# INFORMATION SUPPLIED

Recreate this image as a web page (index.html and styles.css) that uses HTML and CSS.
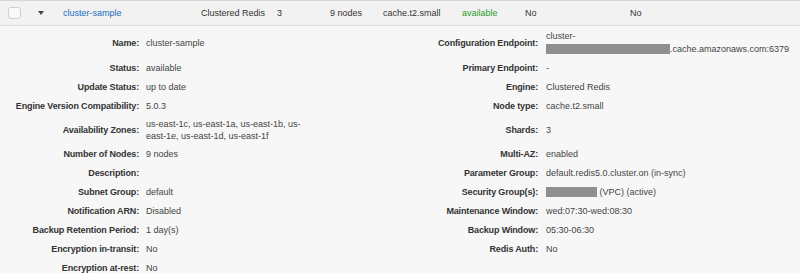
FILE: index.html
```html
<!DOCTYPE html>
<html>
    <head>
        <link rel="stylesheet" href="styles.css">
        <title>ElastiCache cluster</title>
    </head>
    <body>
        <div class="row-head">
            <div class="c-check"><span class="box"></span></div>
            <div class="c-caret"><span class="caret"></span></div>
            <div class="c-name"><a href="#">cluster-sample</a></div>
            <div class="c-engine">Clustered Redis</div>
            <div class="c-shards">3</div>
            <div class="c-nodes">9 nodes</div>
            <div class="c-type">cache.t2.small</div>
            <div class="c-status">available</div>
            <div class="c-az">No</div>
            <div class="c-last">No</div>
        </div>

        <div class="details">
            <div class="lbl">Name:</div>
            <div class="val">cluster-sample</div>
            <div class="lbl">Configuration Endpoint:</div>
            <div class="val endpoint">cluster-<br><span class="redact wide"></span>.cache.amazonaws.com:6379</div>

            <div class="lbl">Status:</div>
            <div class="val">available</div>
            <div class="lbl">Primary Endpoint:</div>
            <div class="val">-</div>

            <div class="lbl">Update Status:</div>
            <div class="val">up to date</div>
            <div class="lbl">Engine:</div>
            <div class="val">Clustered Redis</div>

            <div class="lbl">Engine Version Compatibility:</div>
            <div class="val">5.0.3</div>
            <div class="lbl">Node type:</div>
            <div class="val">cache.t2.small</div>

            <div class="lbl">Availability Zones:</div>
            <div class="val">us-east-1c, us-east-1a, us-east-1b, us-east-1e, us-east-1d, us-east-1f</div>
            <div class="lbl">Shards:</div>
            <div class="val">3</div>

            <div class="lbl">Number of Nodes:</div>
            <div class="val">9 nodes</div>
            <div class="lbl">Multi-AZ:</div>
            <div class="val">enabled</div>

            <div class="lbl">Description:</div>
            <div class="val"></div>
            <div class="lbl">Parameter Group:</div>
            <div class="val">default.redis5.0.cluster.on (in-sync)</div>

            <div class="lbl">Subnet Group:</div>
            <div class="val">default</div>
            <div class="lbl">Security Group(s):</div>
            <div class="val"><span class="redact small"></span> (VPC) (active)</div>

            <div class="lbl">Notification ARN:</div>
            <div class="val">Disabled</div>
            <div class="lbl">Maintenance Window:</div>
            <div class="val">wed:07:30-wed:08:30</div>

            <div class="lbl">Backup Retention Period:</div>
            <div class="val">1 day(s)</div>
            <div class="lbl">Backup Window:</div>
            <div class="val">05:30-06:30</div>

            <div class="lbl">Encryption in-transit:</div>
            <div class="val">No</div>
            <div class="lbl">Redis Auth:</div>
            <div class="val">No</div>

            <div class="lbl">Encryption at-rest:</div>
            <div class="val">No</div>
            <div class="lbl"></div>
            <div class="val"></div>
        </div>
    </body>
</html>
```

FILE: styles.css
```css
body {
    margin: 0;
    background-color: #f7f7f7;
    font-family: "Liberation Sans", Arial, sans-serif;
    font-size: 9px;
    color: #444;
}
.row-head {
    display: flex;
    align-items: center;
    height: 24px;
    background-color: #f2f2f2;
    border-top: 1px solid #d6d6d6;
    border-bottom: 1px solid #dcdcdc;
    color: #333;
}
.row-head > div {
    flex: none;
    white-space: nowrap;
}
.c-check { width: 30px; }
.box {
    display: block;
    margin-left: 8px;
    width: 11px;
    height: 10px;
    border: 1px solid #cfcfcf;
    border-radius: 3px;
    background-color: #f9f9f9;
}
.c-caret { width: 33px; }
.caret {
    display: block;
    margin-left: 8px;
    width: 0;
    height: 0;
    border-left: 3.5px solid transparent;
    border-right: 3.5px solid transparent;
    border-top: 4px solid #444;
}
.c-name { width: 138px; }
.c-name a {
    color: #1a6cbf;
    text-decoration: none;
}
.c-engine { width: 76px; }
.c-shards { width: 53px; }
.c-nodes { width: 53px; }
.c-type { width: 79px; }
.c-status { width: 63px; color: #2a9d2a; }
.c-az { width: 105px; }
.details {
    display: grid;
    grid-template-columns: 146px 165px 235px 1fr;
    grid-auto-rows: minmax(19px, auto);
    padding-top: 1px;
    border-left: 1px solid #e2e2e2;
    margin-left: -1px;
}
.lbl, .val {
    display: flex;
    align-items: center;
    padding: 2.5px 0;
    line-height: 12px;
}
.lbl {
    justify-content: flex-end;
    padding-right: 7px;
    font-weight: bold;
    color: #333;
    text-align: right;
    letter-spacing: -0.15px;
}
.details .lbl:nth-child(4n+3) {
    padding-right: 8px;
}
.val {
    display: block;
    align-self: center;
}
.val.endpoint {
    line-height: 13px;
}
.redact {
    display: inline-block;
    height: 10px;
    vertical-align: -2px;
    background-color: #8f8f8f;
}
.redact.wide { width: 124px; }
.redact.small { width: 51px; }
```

# PROBLEM TO SOLVE
Without the pictures, output the full listing exactly as it stands.

# THE ANSWER
Recreate this image as a web page (index.html and styles.css) that uses HTML and CSS.
FILE: index.html
```html
<!DOCTYPE html>
<html>
    <head>
        <link rel="stylesheet" href="styles.css">
        <title>ElastiCache cluster</title>
    </head>
    <body>
        <div class="row-head">
            <div class="c-check"><span class="box"></span></div>
            <div class="c-caret"><span class="caret"></span></div>
            <div class="c-name"><a href="#">cluster-sample</a></div>
            <div class="c-engine">Clustered Redis</div>
            <div class="c-shards">3</div>
            <div class="c-nodes">9 nodes</div>
            <div class="c-type">cache.t2.small</div>
            <div class="c-status">available</div>
            <div class="c-az">No</div>
            <div class="c-last">No</div>
        </div>

        <div class="details">
            <div class="lbl">Name:</div>
            <div class="val">cluster-sample</div>
            <div class="lbl">Configuration Endpoint:</div>
            <div class="val endpoint">cluster-<br><span class="redact wide"></span>.cache.amazonaws.com:6379</div>

            <div class="lbl">Status:</div>
            <div class="val">available</div>
            <div class="lbl">Primary Endpoint:</div>
            <div class="val">-</div>

            <div class="lbl">Update Status:</div>
            <div class="val">up to date</div>
            <div class="lbl">Engine:</div>
            <div class="val">Clustered Redis</div>

            <div class="lbl">Engine Version Compatibility:</div>
            <div class="val">5.0.3</div>
            <div class="lbl">Node type:</div>
            <div class="val">cache.t2.small</div>

            <div class="lbl">Availability Zones:</div>
            <div class="val">us-east-1c, us-east-1a, us-east-1b, us-east-1e, us-east-1d, us-east-1f</div>
            <div class="lbl">Shards:</div>
            <div class="val">3</div>

            <div class="lbl">Number of Nodes:</div>
            <div class="val">9 nodes</div>
            <div class="lbl">Multi-AZ:</div>
            <div class="val">enabled</div>

            <div class="lbl">Description:</div>
            <div class="val"></div>
            <div class="lbl">Parameter Group:</div>
            <div class="val">default.redis5.0.cluster.on (in-sync)</div>

            <div class="lbl">Subnet Group:</div>
            <div class="val">default</div>
            <div class="lbl">Security Group(s):</div>
            <div class="val"><span class="redact small"></span> (VPC) (active)</div>

            <div class="lbl">Notification ARN:</div>
            <div class="val">Disabled</div>
            <div class="lbl">Maintenance Window:</div>
            <div class="val">wed:07:30-wed:08:30</div>

            <div class="lbl">Backup Retention Period:</div>
            <div class="val">1 day(s)</div>
            <div class="lbl">Backup Window:</div>
            <div class="val">05:30-06:30</div>

            <div class="lbl">Encryption in-transit:</div>
            <div class="val">No</div>
            <div class="lbl">Redis Auth:</div>
            <div class="val">No</div>

            <div class="lbl">Encryption at-rest:</div>
            <div class="val">No</div>
            <div class="lbl"></div>
            <div class="val"></div>
        </div>
    </body>
</html>
```

FILE: styles.css
```css
body {
    margin: 0;
    background-color: #f7f7f7;
    font-family: "Liberation Sans", Arial, sans-serif;
    font-size: 9px;
    color: #444;
}
.row-head {
    display: flex;
    align-items: center;
    height: 24px;
    background-color: #f2f2f2;
    border-top: 1px solid #d6d6d6;
    border-bottom: 1px solid #dcdcdc;
    color: #333;
}
.row-head > div {
    flex: none;
    white-space: nowrap;
}
.c-check { width: 30px; }
.box {
    display: block;
    margin-left: 8px;
    width: 11px;
    height: 10px;
    border: 1px solid #cfcfcf;
    border-radius: 3px;
    background-color: #f9f9f9;
}
.c-caret { width: 33px; }
.caret {
    display: block;
    margin-left: 8px;
    width: 0;
    height: 0;
    border-left: 3.5px solid transparent;
    border-right: 3.5px solid transparent;
    border-top: 4px solid #444;
}
.c-name { width: 138px; }
.c-name a {
    color: #1a6cbf;
    text-decoration: none;
}
.c-engine { width: 76px; }
.c-shards { width: 53px; }
.c-nodes { width: 53px; }
.c-type { width: 79px; }
.c-status { width: 63px; color: #2a9d2a; }
.c-az { width: 105px; }
.details {
    display: grid;
    grid-template-columns: 146px 165px 235px 1fr;
    grid-auto-rows: minmax(19px, auto);
    padding-top: 1px;
    border-left: 1px solid #e2e2e2;
    margin-left: -1px;
}
.lbl, .val {
    display: flex;
    align-items: center;
    padding: 2.5px 0;
    line-height: 12px;
}
.lbl {
    justify-content: flex-end;
    padding-right: 7px;
    font-weight: bold;
    color: #333;
    text-align: right;
    letter-spacing: -0.15px;
}
.details .lbl:nth-child(4n+3) {
    padding-right: 8px;
}
.val {
    display: block;
    align-self: center;
}
.val.endpoint {
    line-height: 13px;
}
.redact {
    display: inline-block;
    height: 10px;
    vertical-align: -2px;
    background-color: #8f8f8f;
}
.redact.wide { width: 124px; }
.redact.small { width: 51px; }
```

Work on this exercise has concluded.